I figli della violenza è un film spiazzante, perché ci mette davanti la verità. Nella storia della letteratura e della cinematografia sono stati innumerevoli i tentativi di raccontare la vita di giovanissimi reietti, dall’Oliver Twist di Dickens alla Paranza dei bambini di Saviano, eppure raramente si incontra un’opera di tale impatto. Buñuel, infatti, si sforza di comprendere i suoi protagonisti, in una società che è fin troppo veloce a condannarli.

I figli della violenza è uscito nel 1950, nel pieno del neorealismo italiano e, nonostante sia innegabilmente possibile individuare delle somiglianze con film come Sotto il sole di Roma di Castellani e come Sciuscià di De Sica (lo stesso De Sica che diresse Miracolo a Milano, film odiatissimo da Buñuel per la sua trasposizione idealistica delle classi più povere), sono ancora più evidenti le sue differenze da quella corrente. Buñuel dirige infatti un film spietato che non si astiene dal mostrare la malignità e la meschinità dei suoi giovani protagonisti. Quest’approccio duro, brusco, fa quasi pensare ai nuovissimi film di cineasti come Garrone, Caligari e i fratelli d’Innocenzo, esponenti della moderna corrente iperrealista.

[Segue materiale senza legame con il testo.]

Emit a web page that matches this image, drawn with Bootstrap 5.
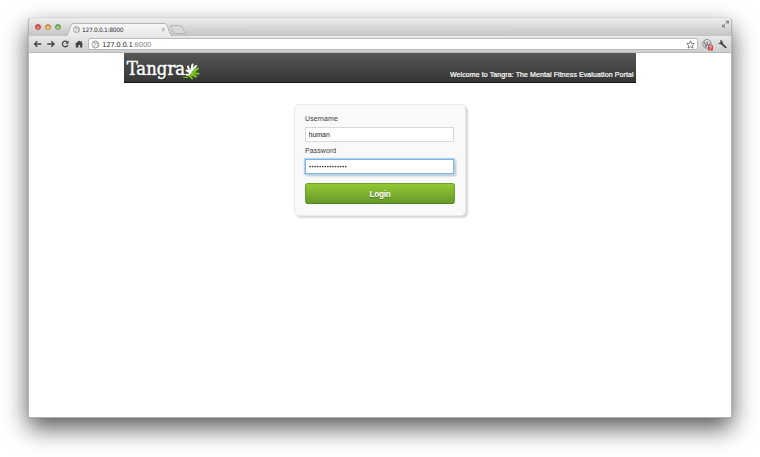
<!DOCTYPE html>
<html lang="en">
<head>
<meta charset="utf-8">
<title>Tangra</title>
<link href="https://cdn.jsdelivr.net/npm/bootstrap@5.3.0/dist/css/bootstrap.min.css" rel="stylesheet">
<style>
body{background:#fff;font-family:"Liberation Sans",Arial,sans-serif;font-size:7px;line-height:1;overflow:hidden;padding:18px 28px 39px}
svg{display:block;flex:none}
.window{width:704px;height:400px;background:#fff;border:1px solid #b5b5b5;border-top-color:#e8e8e8;border-radius:4px 4px 1px 1px;box-shadow:0 0 1px rgba(0,0,0,.35),0 10px 25px rgba(0,0,0,.66)}
.tabstrip{height:17px;background:linear-gradient(#eee,#d9d9d9 45%,#c4c4c4);border-radius:4px 4px 0 0}
.lights{gap:4px;padding:5px 0 0 5.500px}
.light{width:6px;height:6px;border-radius:50%;border:1px solid #b34642;background:radial-gradient(circle at 50% 80%,#ffaaa5,#dc514c 60%)}
.light.min{border-color:#b98442;background:radial-gradient(circle at 50% 80%,#ffe89e,#e9a248 60%)}
.light.max{border-color:#629556;background:radial-gradient(circle at 50% 80%,#c9f0a5,#77b35e 60%)}
.tabs{margin-left:4px}
.toolbar{height:17px;background:linear-gradient(#e9e9e9,#cecece);border-bottom:1px solid #b9b9b9;padding:0 3px 0 4px}
.address{height:12px;background:#fff;border:1px solid #b9b9b9;border-radius:2px;margin-left:5px;padding:0 2px 0 2px;flex:1}
.banner{width:512px;height:30px;background:linear-gradient(#575757,#353535);border-bottom:1px solid #161616;padding:0 2px 0 2px}
.welcome{padding-bottom:3px}
.login{width:172px;height:112px;margin-top:21px;background:#f9f9f9;border:1px solid #e9e9e9;border-radius:5px;box-shadow:2px 2px 2px rgba(0,0,0,.16);padding:10px 10px 0 10px;color:#3b3b3b}
.login label{display:block;font-size:7px;line-height:8px;height:12px;letter-spacing:.07px}
.login .form-control{height:15px;min-height:0;border:1px solid #d9d9d9;border-radius:0;padding:0 3px 0 2.500px;font-size:7px;line-height:13px;color:#222;margin-bottom:5px;width:149px;background:#fff}
.login .form-control.active-field{border-color:#80b4e0;box-shadow:0 0 1px 1px #b4d4ed,2px 2px 2px rgba(0,0,0,.25);margin-bottom:9px}
.login .btn{display:block;width:150px;height:21px;padding:0;border:1px solid #6ba12b;border-bottom-color:#527f25;border-radius:3px;background:linear-gradient(#94c832,#669a2c);color:#fff;font-size:8.300px;font-weight:700;line-height:20px;letter-spacing:-.35px;text-shadow:0 1px 1px rgba(0,0,0,.3)}
</style>
<script src="https://cdn.jsdelivr.net/npm/bootstrap@5.3.0/dist/js/bootstrap.bundle.min.js"></script>
</head>
<body>
<main class="window">
  <div class="tabstrip d-flex">
    <div class="lights d-flex"><span class="light"></span><span class="light min"></span><span class="light max"></span></div>
    <svg class="tabs" width="122" height="17" viewBox="65 19 122 17">
      <defs><linearGradient id="tab" x2="0" y2="1"><stop stop-color="#f8f8f8"/><stop offset="1" stop-color="#e9e9e9"/></linearGradient></defs>
      <path d="M171 25.500h9q1.500 0 2 1.500l2.500 5q.5 1.500-1 1.500h-8q-1.500 0-2.200-1.500l-2.600-5q-.7-1.500.3-1.500z" fill="#d8d8d8" stroke="#aaa" stroke-width=".7"/>
      <path d="M64 36.500q3-.5 3.700-2.500l3.300-8.500q.8-2 2.500-2h91q1.800 0 2.500 2l3.300 8.500q.7 2 3.700 2.500z" fill="url(#tab)" stroke="#a5a5a5" stroke-width=".8"/>
      <g fill="none" stroke="#8b8f94" stroke-width=".7"><circle cx="76.500" cy="29.500" r="3.100" fill="#f5f5f5"/><path d="M74.300 27.700l1.800.5.5 1.300-1.200 1.200.4 1.700M77.300 26.800l-.3 1.400 2 .8-.4 1.800-1.200 1"/></g>
      <text x="82" y="31.700" font-family="DejaVu Sans,sans-serif" font-size="6" textLength="41.500" fill="#333">127.0.0.1:8000</text>
      <path d="M161.600 27.800l3.400 3.400m0-3.400l-3.400 3.400" stroke="#999" stroke-width="1"/>
    </svg>
    <svg class="ms-auto" style="margin-right:1px" width="9" height="12" viewBox="0 0 9 12"><path d="M4.500 1.500H8V5zM1 5v3.500h3.500z" fill="#888"/><path d="M5 4.500L7 2.500M2 7.500l2-2" stroke="#888" stroke-width="1.300"/></svg>
  </div>
  <div class="toolbar d-flex align-items-center">
    <svg width="50" height="14" viewBox="33.200 37 50 14" fill="none" stroke="#444" stroke-width="1.300">
      <path d="M41.500 44H34.700M37.500 41.200L34.700 44l2.800 2.800M47.500 44h6.800M51.500 41.200l2.800 2.800-2.800 2.800M67.700 42.300a2.800 2.800 0 1 0 .3 2.700"/>
      <path d="M68.700 40.500v3.200h-3.200z" fill="#444" stroke="none"/><path d="M75 44.300l4.300-3.700 1.500 1.300v-1h1.200v2l1.500 1.400h-1V47.500h-2.200v-2.600h-1.600v2.600H76v-3.200z" fill="#444" stroke="none"/>
    </svg>
    <div class="address d-flex align-items-center">
      <svg width="9" height="9" viewBox="0 0 9 9" fill="none" stroke="#7e8388" stroke-width=".7"><circle cx="4.500" cy="4.500" r="3.500"/><path d="M2 2.300l2 .6.5 1.400L3 5.700l.5 2M5.300 1.200L5 2.900l2.300 1-.5 2-1.500 1.200"/></svg>
      <svg width="54" height="10" viewBox="0 0 54 10"><text x="2" y="7.500" font-family="DejaVu Sans,sans-serif" font-size="7" textLength="49.500" fill="#333">127.0.0.1<tspan fill="#888">:8000</tspan></text></svg>
      <svg class="ms-auto" width="9" height="9" viewBox="0 0 9 9"><path d="M4.500.8l1.100 2.500 2.700.3-2 1.800.6 2.700-2.400-1.400-2.400 1.400.6-2.700-2-1.800 2.700-.3z" fill="#fff" stroke="#666" stroke-width=".8"/></svg>
    </div>
    <svg width="30" height="14" viewBox="698.500 37 30 14">
      <circle cx="707.500" cy="43.800" r="4.200" fill="#eee" stroke="#747474" stroke-width=".9"/>
      <path d="M704.300 42.200h1.500m.9 0h2.300M704.800 42.400l1.700 4.300 1.300-3.700 1.300 3.700 1.500-4" fill="none" stroke="#666" stroke-width="1"/>
      <rect x="708.500" y="45.300" width="5" height="5.200" rx=".7" fill="#cf4446"/><text x="711" y="49.700" text-anchor="middle" font-size="5" font-family="Liberation Sans" fill="#fff">?</text>
      <path d="M721.500 43l4.700 4.300" stroke="#444" stroke-width="1.800" stroke-linecap="round"/><path d="M720.700 39.900a2.500 2.500 0 0 1 2.300 3.400 2.500 2.500 0 0 1-4.300-.6l1.700.2.800-1z" fill="#444"/>
    </svg>
  </div>
  <header class="banner mx-auto d-flex justify-content-between align-items-end">
    <svg width="78" height="29" viewBox="126 53 78 29">
      <g font-family="DejaVu Serif Condensed,DejaVu Serif,serif" font-stretch="condensed" font-size="18.500">
      <text x="127.300" y="75.500" textLength="58.500" lengthAdjust="spacingAndGlyphs" fill="#111">Tangra</text>
      <text x="126.700" y="74.500" textLength="58.500" lengthAdjust="spacingAndGlyphs" fill="#fff" stroke="#fff" stroke-width=".45">Tangra</text></g>
      <g fill="none" stroke="#fff" stroke-width="2" stroke-linecap="round"><path d="M190.500 74l2-9.500M190 73l-2-6.500M190 72.500l-3.500-2M189.500 74.500l-3 .2M191.500 71l4.500-5"/></g>
      <g fill="none" stroke="#7ac81c" stroke-width="2" stroke-linecap="round"><path d="M189.500 76l8.500-7.500M193 73l5.500.8M191.500 74.500l4.500 2M190 76l2 2.500M194 71.500l1-2.500"/><path d="M190 76q-2.500 2.500-6.500 1.500" stroke-width="1"/></g>
    </svg>
    <span class="welcome"><svg width="184" height="9" viewBox="0 0 184 9"><text x="0" y="7" font-family="Liberation Sans,Arial,sans-serif" font-size="7" textLength="183.500" fill="#fff" stroke="#fff" stroke-width=".2">Welcome to Tangra: The Mental Fitness Evaluation Portal</text></svg></span>
  </header>
  <form class="login mx-auto">
    <label for="user">Username</label>
    <input id="user" class="form-control" value="human">
    <label for="pass">Password</label>
    <div id="pass" class="form-control active-field"><svg width="40" height="13" viewBox="0 0 40 13"><path d="M1 6.500h36.500" stroke="#333" stroke-width="1.700" stroke-linecap="round" stroke-dasharray="0 2.550"/></svg></div>
    <button type="button" class="btn">Login</button>
  </form>
</main>
</body>
</html>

Tuttavia il film di Buñuel si scopre inaspettatamente romantico, in un modo né sdolcinato né mieloso. Soprattutto nella seconda parte della pellicola compare, infatti, un alone di speranza, di riscatto per la gioventù bruciata e perduta, incarnata dal piccolo Pedro. In un mondo in cui i genitori, incapaci di mostrare loro affetto, abbandonano i loro figli, un ruolo positivo è assunto, in una visione peculiarmente idealista, dallo Stato, che accetta di farsi carico del piccolo Pedro e di rieducarlo, regalandogli tutto quell’affetto di cui è stato ingiustamente privato da chi più glielo doveva.

Alcuni, però, sono troppo perduti per essere salvati, non avendo mai conosciuto un briciolo d’affetto, come il capobanda Jaibo, vero personaggio tragico del film. Così, alla fine, Buñuel non può che risolvere la sua pellicola nel melodramma, un po’ scontato ma efficace per farci comprendere la possibilità di una soluzione, un modo per salvare i dimenticati, prima che, per loro, sia troppo tardi.

I figli della violenza è un film convintamente progressista, quasi utopico, certamente antifascista. Buñuel indica chiaramente la strada giusta per risolvere un problema universale, argomentando le sue convinzioni e confutando le antitesi, come quella del vecchio cieco che, nostalgico dell’epoca del dittatore Porfirio Diaz, è convinto che l’unico modo per risolvere la situazione sia attraverso l’eliminazione di tutti i giovani malfattori. Proprio per questo I figli della violenza è un film spiazzante, perché attualissimo in una società dove non si parla che di baby gang e dove riemerge la tentazione di usare metodi giustizialisti e ingiusti. Tutti dovrebbero vederlo, ragionando e meditando, per scartare alla fine convinzioni efferate e crudeli e per cercare di costruire un mondo più giusto ed equo.